• [EXERCISE AIM]
Find every line in the records below that holds the word "styles", and copy each one.

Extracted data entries
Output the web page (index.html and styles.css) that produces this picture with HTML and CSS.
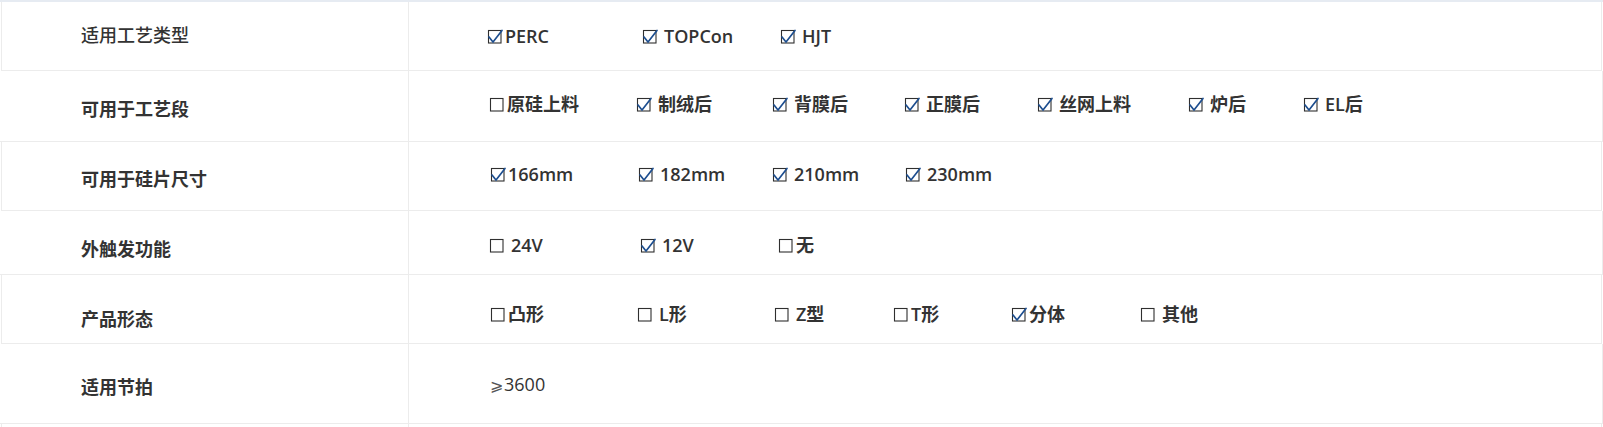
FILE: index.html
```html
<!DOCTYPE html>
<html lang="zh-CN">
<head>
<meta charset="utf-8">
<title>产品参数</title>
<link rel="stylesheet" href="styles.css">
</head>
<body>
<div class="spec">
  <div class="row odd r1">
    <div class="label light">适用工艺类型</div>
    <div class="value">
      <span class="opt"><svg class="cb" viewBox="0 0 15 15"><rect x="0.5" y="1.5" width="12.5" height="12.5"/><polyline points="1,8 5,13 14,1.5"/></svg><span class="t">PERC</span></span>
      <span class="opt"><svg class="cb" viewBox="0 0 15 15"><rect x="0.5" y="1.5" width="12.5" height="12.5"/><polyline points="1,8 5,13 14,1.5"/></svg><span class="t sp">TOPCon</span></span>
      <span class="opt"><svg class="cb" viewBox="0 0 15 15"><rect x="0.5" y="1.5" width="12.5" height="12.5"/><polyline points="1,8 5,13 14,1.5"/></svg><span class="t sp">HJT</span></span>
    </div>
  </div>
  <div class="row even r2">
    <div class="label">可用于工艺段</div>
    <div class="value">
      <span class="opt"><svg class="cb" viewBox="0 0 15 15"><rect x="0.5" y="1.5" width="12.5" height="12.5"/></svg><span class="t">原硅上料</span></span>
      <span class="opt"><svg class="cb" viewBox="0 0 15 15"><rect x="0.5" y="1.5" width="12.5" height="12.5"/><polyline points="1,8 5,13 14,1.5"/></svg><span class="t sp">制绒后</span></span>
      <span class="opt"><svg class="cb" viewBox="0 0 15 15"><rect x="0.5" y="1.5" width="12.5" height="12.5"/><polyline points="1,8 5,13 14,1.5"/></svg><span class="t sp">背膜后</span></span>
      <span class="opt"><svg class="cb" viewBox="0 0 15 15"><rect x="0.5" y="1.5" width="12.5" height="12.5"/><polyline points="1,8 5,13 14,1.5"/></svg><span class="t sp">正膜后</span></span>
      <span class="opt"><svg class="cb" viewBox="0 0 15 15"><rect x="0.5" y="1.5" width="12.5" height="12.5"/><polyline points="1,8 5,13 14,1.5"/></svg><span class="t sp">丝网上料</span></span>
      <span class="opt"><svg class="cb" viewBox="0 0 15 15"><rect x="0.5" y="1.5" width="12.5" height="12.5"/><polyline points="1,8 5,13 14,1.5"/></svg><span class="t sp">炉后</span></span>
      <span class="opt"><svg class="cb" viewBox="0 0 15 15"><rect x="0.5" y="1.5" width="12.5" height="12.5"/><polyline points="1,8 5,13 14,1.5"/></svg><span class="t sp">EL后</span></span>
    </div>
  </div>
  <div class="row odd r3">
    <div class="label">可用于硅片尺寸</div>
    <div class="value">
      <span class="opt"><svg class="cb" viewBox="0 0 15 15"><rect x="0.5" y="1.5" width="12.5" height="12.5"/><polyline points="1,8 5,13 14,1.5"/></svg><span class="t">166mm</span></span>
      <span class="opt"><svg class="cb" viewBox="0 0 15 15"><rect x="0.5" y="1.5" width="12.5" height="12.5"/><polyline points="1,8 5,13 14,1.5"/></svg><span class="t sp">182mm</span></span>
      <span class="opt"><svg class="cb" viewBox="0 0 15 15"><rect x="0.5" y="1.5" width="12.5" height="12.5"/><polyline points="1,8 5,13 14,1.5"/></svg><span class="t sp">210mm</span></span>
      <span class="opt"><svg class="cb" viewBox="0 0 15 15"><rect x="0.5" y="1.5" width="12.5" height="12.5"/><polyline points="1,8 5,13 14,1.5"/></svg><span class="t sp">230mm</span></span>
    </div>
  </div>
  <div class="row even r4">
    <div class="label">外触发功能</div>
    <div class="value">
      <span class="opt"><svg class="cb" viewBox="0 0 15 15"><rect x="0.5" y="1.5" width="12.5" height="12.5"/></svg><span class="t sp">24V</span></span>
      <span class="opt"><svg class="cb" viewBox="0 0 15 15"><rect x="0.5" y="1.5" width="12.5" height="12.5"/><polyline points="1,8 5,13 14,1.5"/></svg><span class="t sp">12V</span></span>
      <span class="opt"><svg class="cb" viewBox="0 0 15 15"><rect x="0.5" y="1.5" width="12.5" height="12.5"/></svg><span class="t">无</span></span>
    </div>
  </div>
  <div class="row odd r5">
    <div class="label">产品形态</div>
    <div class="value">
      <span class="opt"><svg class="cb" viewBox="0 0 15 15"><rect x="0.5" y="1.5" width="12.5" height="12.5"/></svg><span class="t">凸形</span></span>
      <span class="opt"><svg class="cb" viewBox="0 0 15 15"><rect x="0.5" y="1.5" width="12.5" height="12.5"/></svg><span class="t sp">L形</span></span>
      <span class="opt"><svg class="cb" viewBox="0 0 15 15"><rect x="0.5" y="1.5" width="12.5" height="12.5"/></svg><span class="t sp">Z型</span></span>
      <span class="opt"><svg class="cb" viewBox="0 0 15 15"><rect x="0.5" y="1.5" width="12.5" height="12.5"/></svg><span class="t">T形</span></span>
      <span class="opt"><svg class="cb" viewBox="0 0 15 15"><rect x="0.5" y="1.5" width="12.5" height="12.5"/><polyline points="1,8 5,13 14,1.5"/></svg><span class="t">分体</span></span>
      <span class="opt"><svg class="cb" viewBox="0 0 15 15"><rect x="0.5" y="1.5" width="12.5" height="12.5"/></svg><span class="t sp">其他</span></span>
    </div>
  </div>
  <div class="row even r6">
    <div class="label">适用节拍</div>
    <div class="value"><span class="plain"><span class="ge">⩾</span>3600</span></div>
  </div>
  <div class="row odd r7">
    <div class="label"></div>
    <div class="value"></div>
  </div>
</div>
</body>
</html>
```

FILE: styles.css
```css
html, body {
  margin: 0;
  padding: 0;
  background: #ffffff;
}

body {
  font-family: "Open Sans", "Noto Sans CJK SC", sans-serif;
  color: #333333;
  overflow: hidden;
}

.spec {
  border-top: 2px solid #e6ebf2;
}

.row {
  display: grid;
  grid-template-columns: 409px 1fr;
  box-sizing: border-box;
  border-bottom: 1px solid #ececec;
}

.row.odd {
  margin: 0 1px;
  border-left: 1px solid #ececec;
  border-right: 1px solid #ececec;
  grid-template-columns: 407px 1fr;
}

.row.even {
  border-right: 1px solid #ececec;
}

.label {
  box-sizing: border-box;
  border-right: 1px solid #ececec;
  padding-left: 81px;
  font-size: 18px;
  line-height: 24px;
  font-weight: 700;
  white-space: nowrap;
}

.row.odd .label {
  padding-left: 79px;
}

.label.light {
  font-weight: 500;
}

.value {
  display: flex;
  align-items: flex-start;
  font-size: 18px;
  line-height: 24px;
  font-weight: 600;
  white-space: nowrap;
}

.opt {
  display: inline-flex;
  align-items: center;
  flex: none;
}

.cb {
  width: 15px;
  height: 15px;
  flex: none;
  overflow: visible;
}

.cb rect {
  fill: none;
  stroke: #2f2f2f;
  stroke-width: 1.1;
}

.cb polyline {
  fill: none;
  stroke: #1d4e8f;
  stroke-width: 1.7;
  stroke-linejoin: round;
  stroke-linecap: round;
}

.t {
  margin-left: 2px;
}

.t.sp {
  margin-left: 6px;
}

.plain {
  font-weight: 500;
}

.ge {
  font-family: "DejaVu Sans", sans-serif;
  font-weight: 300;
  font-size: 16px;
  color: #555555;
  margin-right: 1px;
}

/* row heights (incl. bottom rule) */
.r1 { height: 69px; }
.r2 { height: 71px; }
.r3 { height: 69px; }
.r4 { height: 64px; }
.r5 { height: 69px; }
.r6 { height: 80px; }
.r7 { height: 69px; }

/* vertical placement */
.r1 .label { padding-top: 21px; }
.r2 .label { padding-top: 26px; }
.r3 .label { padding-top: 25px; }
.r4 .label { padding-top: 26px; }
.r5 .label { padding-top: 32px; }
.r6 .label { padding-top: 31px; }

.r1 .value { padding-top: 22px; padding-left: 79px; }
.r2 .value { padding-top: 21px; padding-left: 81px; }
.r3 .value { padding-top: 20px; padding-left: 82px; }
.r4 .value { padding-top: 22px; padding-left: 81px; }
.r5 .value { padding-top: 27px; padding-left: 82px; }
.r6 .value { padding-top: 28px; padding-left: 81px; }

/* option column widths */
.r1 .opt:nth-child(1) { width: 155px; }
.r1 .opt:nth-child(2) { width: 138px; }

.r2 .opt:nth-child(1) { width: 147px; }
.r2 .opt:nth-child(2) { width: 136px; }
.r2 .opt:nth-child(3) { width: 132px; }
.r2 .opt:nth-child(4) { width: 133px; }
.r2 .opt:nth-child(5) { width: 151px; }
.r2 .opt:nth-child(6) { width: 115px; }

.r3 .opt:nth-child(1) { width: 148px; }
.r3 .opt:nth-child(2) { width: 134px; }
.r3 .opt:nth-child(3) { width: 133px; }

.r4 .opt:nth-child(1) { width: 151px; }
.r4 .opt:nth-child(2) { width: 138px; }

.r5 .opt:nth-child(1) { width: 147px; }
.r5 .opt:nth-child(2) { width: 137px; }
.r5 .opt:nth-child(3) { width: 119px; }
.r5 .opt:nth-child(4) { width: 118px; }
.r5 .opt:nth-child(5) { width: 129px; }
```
---
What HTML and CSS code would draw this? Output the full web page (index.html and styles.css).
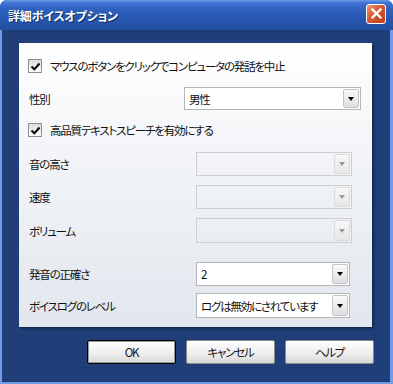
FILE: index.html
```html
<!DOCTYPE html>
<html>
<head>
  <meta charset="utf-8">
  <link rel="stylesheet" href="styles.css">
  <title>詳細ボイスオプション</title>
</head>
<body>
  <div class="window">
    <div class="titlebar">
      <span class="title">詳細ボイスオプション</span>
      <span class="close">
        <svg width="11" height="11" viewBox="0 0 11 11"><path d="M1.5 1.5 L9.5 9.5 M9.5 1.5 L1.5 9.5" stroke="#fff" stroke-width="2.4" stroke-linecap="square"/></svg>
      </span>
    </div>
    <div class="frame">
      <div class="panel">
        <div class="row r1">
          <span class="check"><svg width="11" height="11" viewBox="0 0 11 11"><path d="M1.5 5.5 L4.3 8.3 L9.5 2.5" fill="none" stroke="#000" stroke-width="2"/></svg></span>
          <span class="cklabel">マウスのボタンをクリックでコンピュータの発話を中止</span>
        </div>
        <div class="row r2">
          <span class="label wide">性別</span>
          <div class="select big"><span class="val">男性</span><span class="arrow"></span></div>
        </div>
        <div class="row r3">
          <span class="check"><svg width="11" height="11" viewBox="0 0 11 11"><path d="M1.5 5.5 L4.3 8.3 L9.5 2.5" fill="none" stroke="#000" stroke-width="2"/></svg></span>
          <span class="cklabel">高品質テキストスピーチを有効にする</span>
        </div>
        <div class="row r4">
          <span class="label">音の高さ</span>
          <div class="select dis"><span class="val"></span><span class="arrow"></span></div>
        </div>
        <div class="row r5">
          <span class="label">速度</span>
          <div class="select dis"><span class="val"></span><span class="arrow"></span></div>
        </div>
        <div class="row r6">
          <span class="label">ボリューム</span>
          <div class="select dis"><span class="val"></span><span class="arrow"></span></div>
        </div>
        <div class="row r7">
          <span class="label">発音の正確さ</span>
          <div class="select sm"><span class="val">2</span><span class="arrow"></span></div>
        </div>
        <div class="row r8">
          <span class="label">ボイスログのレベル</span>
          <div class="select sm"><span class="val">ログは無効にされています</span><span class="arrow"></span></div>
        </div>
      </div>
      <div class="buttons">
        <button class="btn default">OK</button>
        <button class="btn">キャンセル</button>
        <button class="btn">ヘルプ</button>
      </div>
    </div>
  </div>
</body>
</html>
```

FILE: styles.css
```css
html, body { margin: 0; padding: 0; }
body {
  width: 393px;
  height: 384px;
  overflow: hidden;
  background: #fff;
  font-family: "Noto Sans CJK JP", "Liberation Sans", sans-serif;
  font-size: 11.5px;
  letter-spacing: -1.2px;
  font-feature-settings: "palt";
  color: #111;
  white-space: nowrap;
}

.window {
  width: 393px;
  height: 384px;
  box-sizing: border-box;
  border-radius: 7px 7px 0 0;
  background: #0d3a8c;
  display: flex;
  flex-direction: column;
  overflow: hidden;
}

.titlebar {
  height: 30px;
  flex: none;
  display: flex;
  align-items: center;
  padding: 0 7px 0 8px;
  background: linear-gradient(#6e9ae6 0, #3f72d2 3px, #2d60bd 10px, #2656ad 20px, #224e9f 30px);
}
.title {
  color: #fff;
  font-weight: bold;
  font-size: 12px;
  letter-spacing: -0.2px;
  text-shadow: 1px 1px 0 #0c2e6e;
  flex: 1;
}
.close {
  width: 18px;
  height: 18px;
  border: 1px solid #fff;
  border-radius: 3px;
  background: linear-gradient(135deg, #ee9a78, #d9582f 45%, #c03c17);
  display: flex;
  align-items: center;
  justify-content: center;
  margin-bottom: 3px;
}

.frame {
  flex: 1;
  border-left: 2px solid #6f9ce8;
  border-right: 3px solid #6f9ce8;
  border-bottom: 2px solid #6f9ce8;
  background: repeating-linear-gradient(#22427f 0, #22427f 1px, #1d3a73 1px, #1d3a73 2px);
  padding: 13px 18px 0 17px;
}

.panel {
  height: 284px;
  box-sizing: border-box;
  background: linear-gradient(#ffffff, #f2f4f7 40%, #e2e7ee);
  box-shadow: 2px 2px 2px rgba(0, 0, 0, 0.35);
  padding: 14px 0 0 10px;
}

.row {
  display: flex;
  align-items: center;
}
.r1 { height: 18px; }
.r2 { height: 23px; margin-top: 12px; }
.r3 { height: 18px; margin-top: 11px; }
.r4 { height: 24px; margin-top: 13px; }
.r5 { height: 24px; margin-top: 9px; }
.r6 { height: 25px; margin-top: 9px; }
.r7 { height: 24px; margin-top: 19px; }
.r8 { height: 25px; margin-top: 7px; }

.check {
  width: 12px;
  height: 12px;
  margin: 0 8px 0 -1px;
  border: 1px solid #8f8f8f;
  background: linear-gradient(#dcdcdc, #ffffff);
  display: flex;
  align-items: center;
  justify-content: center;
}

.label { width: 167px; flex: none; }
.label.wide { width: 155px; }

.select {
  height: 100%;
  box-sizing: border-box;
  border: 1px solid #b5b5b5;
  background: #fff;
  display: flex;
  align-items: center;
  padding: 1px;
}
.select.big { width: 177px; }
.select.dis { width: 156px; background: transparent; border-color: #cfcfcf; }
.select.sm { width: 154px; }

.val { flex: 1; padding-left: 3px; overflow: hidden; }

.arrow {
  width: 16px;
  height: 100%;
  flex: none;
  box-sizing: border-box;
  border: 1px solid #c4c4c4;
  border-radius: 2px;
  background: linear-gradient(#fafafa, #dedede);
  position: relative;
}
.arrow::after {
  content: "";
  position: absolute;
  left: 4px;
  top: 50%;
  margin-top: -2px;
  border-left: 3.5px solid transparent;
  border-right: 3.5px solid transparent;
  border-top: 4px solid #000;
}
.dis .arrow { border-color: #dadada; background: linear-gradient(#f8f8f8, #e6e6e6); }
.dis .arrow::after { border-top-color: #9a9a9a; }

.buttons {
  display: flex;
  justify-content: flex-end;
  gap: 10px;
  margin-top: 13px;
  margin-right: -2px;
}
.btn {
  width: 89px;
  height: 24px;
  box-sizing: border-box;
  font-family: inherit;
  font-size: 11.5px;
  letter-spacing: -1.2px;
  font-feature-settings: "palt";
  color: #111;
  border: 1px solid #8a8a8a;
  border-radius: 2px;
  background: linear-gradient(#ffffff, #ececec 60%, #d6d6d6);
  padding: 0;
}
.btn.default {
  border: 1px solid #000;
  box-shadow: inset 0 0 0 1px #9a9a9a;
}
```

• [WORKED ANSWER]
Output the web page (index.html and styles.css) that produces this picture with HTML and CSS.
<link rel="stylesheet" href="styles.css">
FILE: styles.css
What HTML and CSS code would draw this? Output the full web page (index.html and styles.css).
  <link rel="stylesheet" href="styles.css">
FILE: styles.css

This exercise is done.